EXERCISE DIRECTIONS | Each line of the material must be repeated precisely, with the pictures left out.

RECORDS |
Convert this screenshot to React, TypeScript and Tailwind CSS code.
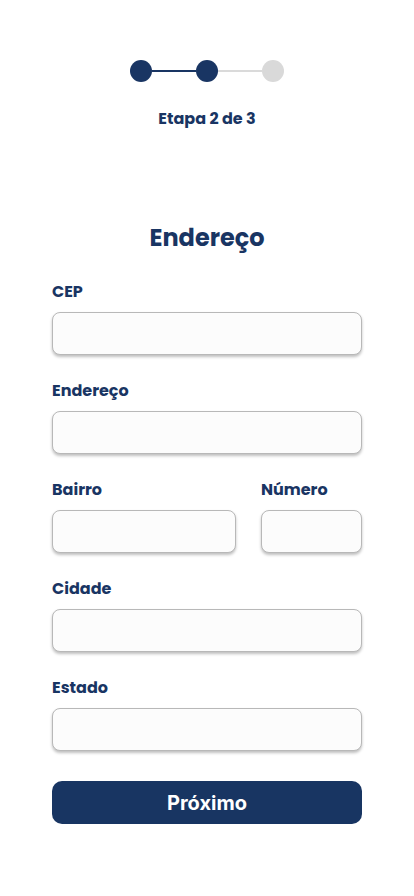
import React from "react";

const font = { fontFamily: "'Poppins', 'DejaVu Sans', 'Noto Sans', sans-serif" };

function Field({ label, className = "" }: { label: string; className?: string }) {
  return (
    <div className={`flex flex-col ${className}`}>
      <label className="text-[16px] leading-[20px] font-bold text-[#193563] h-[20px]">{label}</label>
      <div className="mt-[10px] h-[43px] rounded-[8px] border border-[#b8b8b8] bg-[#fcfcfc] shadow-[0_2px_3px_rgba(0,0,0,0.25)]" />
    </div>
  );
}

export default function App() {
  return (
    <div className="min-h-[896px] bg-white" style={font}>
      <div className="flex flex-col items-center pt-[60px]">
        <div className="flex items-center">
          <div className="w-[22px] h-[22px] rounded-full bg-[#193563]" />
          <div className="w-[44px] h-[2px] bg-[#193563]" />
          <div className="w-[22px] h-[22px] rounded-full bg-[#193563]" />
          <div className="w-[44px] h-[2px] bg-[#dadada]" />
          <div className="w-[22px] h-[22px] rounded-full bg-[#d9d9d9]" />
        </div>
        <div className="mt-[27px] text-[16px] leading-[20px] font-bold text-[#193563]">Etapa 2 de 3</div>
        <h1 className="mt-[93px] text-[24px] leading-[32px] font-bold text-[#193563]">Endereço</h1>
      </div>
      <div className="px-[52px] pt-[28px] flex flex-col gap-[26px]">
        <Field label="CEP" />
        <Field label="Endereço" />
        <div className="flex gap-[25px]">
          <Field label="Bairro" className="flex-1" />
          <Field label="Número" className="w-[101px]" />
        </div>
        <Field label="Cidade" />
        <Field label="Estado" />
      </div>
      <div className="px-[52px] mt-[30px]">
        <button
          className="w-full h-[43px] rounded-[10px] bg-[#183562] text-white text-[20px] font-bold"
          style={{ fontFamily: "Inter, 'Noto Sans', sans-serif" }}
        >
          Próximo
        </button>
      </div>
    </div>
  );
}
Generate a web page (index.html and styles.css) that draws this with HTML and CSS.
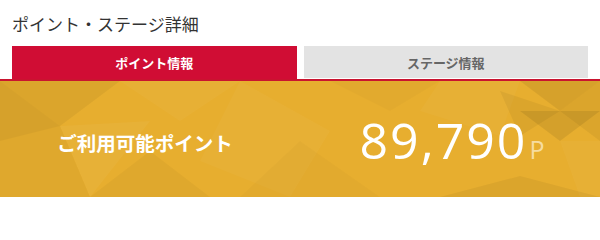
FILE: index.html
```html
<!DOCTYPE html>
<html lang="ja">
<head>
<meta charset="utf-8">
<link rel="stylesheet" href="styles.css">
</head>
<body>
<h1 class="title">ポイント・ステージ詳細</h1>
<div class="tabs">
  <div class="tab tab-active">ポイント情報</div>
  <div class="tab tab-idle">ステージ情報</div>
</div>
<section class="band">
  <svg class="band-bg" viewBox="0 0 600 116" preserveAspectRatio="none" aria-hidden="true">
    <polygon points="0,0 120,0 60,45" fill="#000" opacity="0.05"/>
    <polygon points="0,0 60,45 0,60" fill="#000" opacity="0.07"/>
    <polygon points="0,60 60,45 90,116 0,116" fill="#000" opacity="0.03"/>
    <polygon points="60,45 150,40 90,116" fill="#fff" opacity="0.04"/>
    <polygon points="120,0 240,0 180,40" fill="#fff" opacity="0.03"/>
    <polygon points="90,116 150,70 210,116" fill="#000" opacity="0.03"/>
    <polygon points="240,0 330,50 290,116 200,80" fill="#fff" opacity="0.03"/>
    <polygon points="330,0 440,0 390,30" fill="#000" opacity="0.02"/>
    <polygon points="440,0 520,0 500,55 420,30" fill="#fff" opacity="0.03"/>
    <polygon points="520,0 600,0 560,30" fill="#000" opacity="0.07"/>
    <polygon points="500,10 560,30 520,55" fill="#000" opacity="0.05"/>
    <polygon points="600,0 600,60 560,30" fill="#000" opacity="0.05"/>
    <polygon points="520,30 600,30 560,60" fill="#000" opacity="0.08"/>
    <polygon points="560,60 600,60 600,116 580,116" fill="#fff" opacity="0.03"/>
    <polygon points="440,116 520,95 600,116" fill="#000" opacity="0.05"/>
    <polygon points="300,60 380,116 240,116" fill="#000" opacity="0.02"/>
  </svg>
  <div class="band-label">ご利用可能ポイント</div>
  <div class="band-value"><span class="num">89,790</span><span class="unit">P</span></div>
</section>
</body>
</html>
```

FILE: styles.css
```css
* { box-sizing: border-box; }
html, body { margin: 0; padding: 0; background: #fff; }
body {
  width: 600px;
  font-family: "Noto Sans CJK JP", "Noto Sans", sans-serif;
  color: #333;
}
.title {
  margin: 0;
  padding: 12px 12px 0;
  height: 46px;
  font-size: 17px;
  line-height: 24px;
  font-weight: 400;
  color: #333;
}
.tabs {
  display: flex;
  align-items: flex-start;
  gap: 7px;
  padding: 0 12px;
  border-bottom: 2px solid #c9142f;
}
.tab {
  flex: 1;
  display: flex;
  align-items: center;
  justify-content: center;
  font-size: 13px;
  font-weight: 700;
}
.tab-active {
  height: 33px;
  background: #d00d34;
  color: #fff;
}
.tab-idle {
  height: 32px;
  background: #e3e3e3;
  color: #666;
}
.band {
  position: relative;
  height: 116px;
  background: #e7ae2f;
  display: grid;
  grid-template-columns: 1fr 1fr;
  align-items: center;
  overflow: hidden;
}
.band-bg {
  position: absolute;
  inset: 0;
  width: 100%;
  height: 100%;
}
.band-label {
  position: relative;
  text-align: center;
  padding-right: 10px;
  padding-top: 6px;
  color: #fff;
  font-size: 19.5px;
  font-weight: 700;
}
.band-value {
  position: relative;
  display: flex;
  align-items: baseline;
  justify-content: center;
  padding-left: 4px;
  padding-top: 2px;
  color: #fff;
  font-family: "Open Sans", "Noto Sans", sans-serif;
}
.num {
  font-size: 50px;
  font-weight: 400;
  letter-spacing: 2px;
  line-height: 1;
}
.unit {
  font-size: 25px;
  color: #f6dca0;
  margin-left: 2px;
  line-height: 1;
}
```
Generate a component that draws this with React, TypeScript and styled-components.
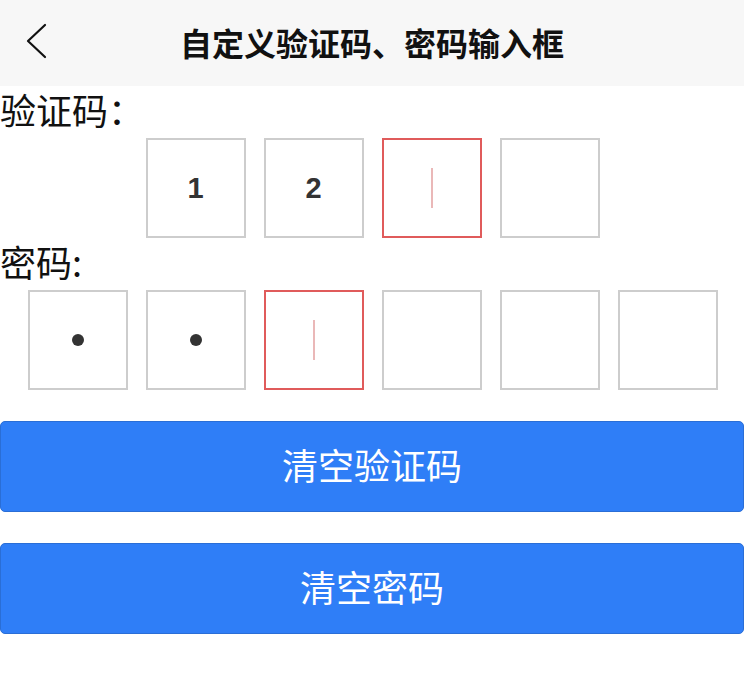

RESULT FOR THIS TASK |
Convert this screenshot to React, TypeScript and Tailwind CSS code.
import React from "react";

const font = { fontFamily: "'Poppins', 'DejaVu Sans', 'Noto Sans', sans-serif" };

function Field({ label, className = "" }: { label: string; className?: string }) {
  return (
    <div className={`flex flex-col ${className}`}>
      <label className="text-[16px] leading-[20px] font-bold text-[#193563] h-[20px]">{label}</label>
      <div className="mt-[10px] h-[43px] rounded-[8px] border border-[#b8b8b8] bg-[#fcfcfc] shadow-[0_2px_3px_rgba(0,0,0,0.25)]" />
    </div>
  );
}

export default function App() {
  return (
    <div className="min-h-[896px] bg-white" style={font}>
      <div className="flex flex-col items-center pt-[60px]">
        <div className="flex items-center">
          <div className="w-[22px] h-[22px] rounded-full bg-[#193563]" />
          <div className="w-[44px] h-[2px] bg-[#193563]" />
          <div className="w-[22px] h-[22px] rounded-full bg-[#193563]" />
          <div className="w-[44px] h-[2px] bg-[#dadada]" />
          <div className="w-[22px] h-[22px] rounded-full bg-[#d9d9d9]" />
        </div>
        <div className="mt-[27px] text-[16px] leading-[20px] font-bold text-[#193563]">Etapa 2 de 3</div>
        <h1 className="mt-[93px] text-[24px] leading-[32px] font-bold text-[#193563]">Endereço</h1>
      </div>
      <div className="px-[52px] pt-[28px] flex flex-col gap-[26px]">
        <Field label="CEP" />
        <Field label="Endereço" />
        <div className="flex gap-[25px]">
          <Field label="Bairro" className="flex-1" />
          <Field label="Número" className="w-[101px]" />
        </div>
        <Field label="Cidade" />
        <Field label="Estado" />
      </div>
      <div className="px-[52px] mt-[30px]">
        <button
          className="w-full h-[43px] rounded-[10px] bg-[#183562] text-white text-[20px] font-bold"
          style={{ fontFamily: "Inter, 'Noto Sans', sans-serif" }}
        >
          Próximo
        </button>
      </div>
    </div>
  );
}
Generate a web page (index.html and styles.css) that draws this with HTML and CSS.
FILE: index.html
```html
<!DOCTYPE html>
<html lang="ja">
<head>
<meta charset="utf-8">
<link rel="stylesheet" href="styles.css">
</head>
<body>
<h1 class="title">ポイント・ステージ詳細</h1>
<div class="tabs">
  <div class="tab tab-active">ポイント情報</div>
  <div class="tab tab-idle">ステージ情報</div>
</div>
<section class="band">
  <svg class="band-bg" viewBox="0 0 600 116" preserveAspectRatio="none" aria-hidden="true">
    <polygon points="0,0 120,0 60,45" fill="#000" opacity="0.05"/>
    <polygon points="0,0 60,45 0,60" fill="#000" opacity="0.07"/>
    <polygon points="0,60 60,45 90,116 0,116" fill="#000" opacity="0.03"/>
    <polygon points="60,45 150,40 90,116" fill="#fff" opacity="0.04"/>
    <polygon points="120,0 240,0 180,40" fill="#fff" opacity="0.03"/>
    <polygon points="90,116 150,70 210,116" fill="#000" opacity="0.03"/>
    <polygon points="240,0 330,50 290,116 200,80" fill="#fff" opacity="0.03"/>
    <polygon points="330,0 440,0 390,30" fill="#000" opacity="0.02"/>
    <polygon points="440,0 520,0 500,55 420,30" fill="#fff" opacity="0.03"/>
    <polygon points="520,0 600,0 560,30" fill="#000" opacity="0.07"/>
    <polygon points="500,10 560,30 520,55" fill="#000" opacity="0.05"/>
    <polygon points="600,0 600,60 560,30" fill="#000" opacity="0.05"/>
    <polygon points="520,30 600,30 560,60" fill="#000" opacity="0.08"/>
    <polygon points="560,60 600,60 600,116 580,116" fill="#fff" opacity="0.03"/>
    <polygon points="440,116 520,95 600,116" fill="#000" opacity="0.05"/>
    <polygon points="300,60 380,116 240,116" fill="#000" opacity="0.02"/>
  </svg>
  <div class="band-label">ご利用可能ポイント</div>
  <div class="band-value"><span class="num">89,790</span><span class="unit">P</span></div>
</section>
</body>
</html>
```

FILE: styles.css
```css
* { box-sizing: border-box; }
html, body { margin: 0; padding: 0; background: #fff; }
body {
  width: 600px;
  font-family: "Noto Sans CJK JP", "Noto Sans", sans-serif;
  color: #333;
}
.title {
  margin: 0;
  padding: 12px 12px 0;
  height: 46px;
  font-size: 17px;
  line-height: 24px;
  font-weight: 400;
  color: #333;
}
.tabs {
  display: flex;
  align-items: flex-start;
  gap: 7px;
  padding: 0 12px;
  border-bottom: 2px solid #c9142f;
}
.tab {
  flex: 1;
  display: flex;
  align-items: center;
  justify-content: center;
  font-size: 13px;
  font-weight: 700;
}
.tab-active {
  height: 33px;
  background: #d00d34;
  color: #fff;
}
.tab-idle {
  height: 32px;
  background: #e3e3e3;
  color: #666;
}
.band {
  position: relative;
  height: 116px;
  background: #e7ae2f;
  display: grid;
  grid-template-columns: 1fr 1fr;
  align-items: center;
  overflow: hidden;
}
.band-bg {
  position: absolute;
  inset: 0;
  width: 100%;
  height: 100%;
}
.band-label {
  position: relative;
  text-align: center;
  padding-right: 10px;
  padding-top: 6px;
  color: #fff;
  font-size: 19.5px;
  font-weight: 700;
}
.band-value {
  position: relative;
  display: flex;
  align-items: baseline;
  justify-content: center;
  padding-left: 4px;
  padding-top: 2px;
  color: #fff;
  font-family: "Open Sans", "Noto Sans", sans-serif;
}
.num {
  font-size: 50px;
  font-weight: 400;
  letter-spacing: 2px;
  line-height: 1;
}
.unit {
  font-size: 25px;
  color: #f6dca0;
  margin-left: 2px;
  line-height: 1;
}
```
Generate a component that draws this with React, TypeScript and styled-components.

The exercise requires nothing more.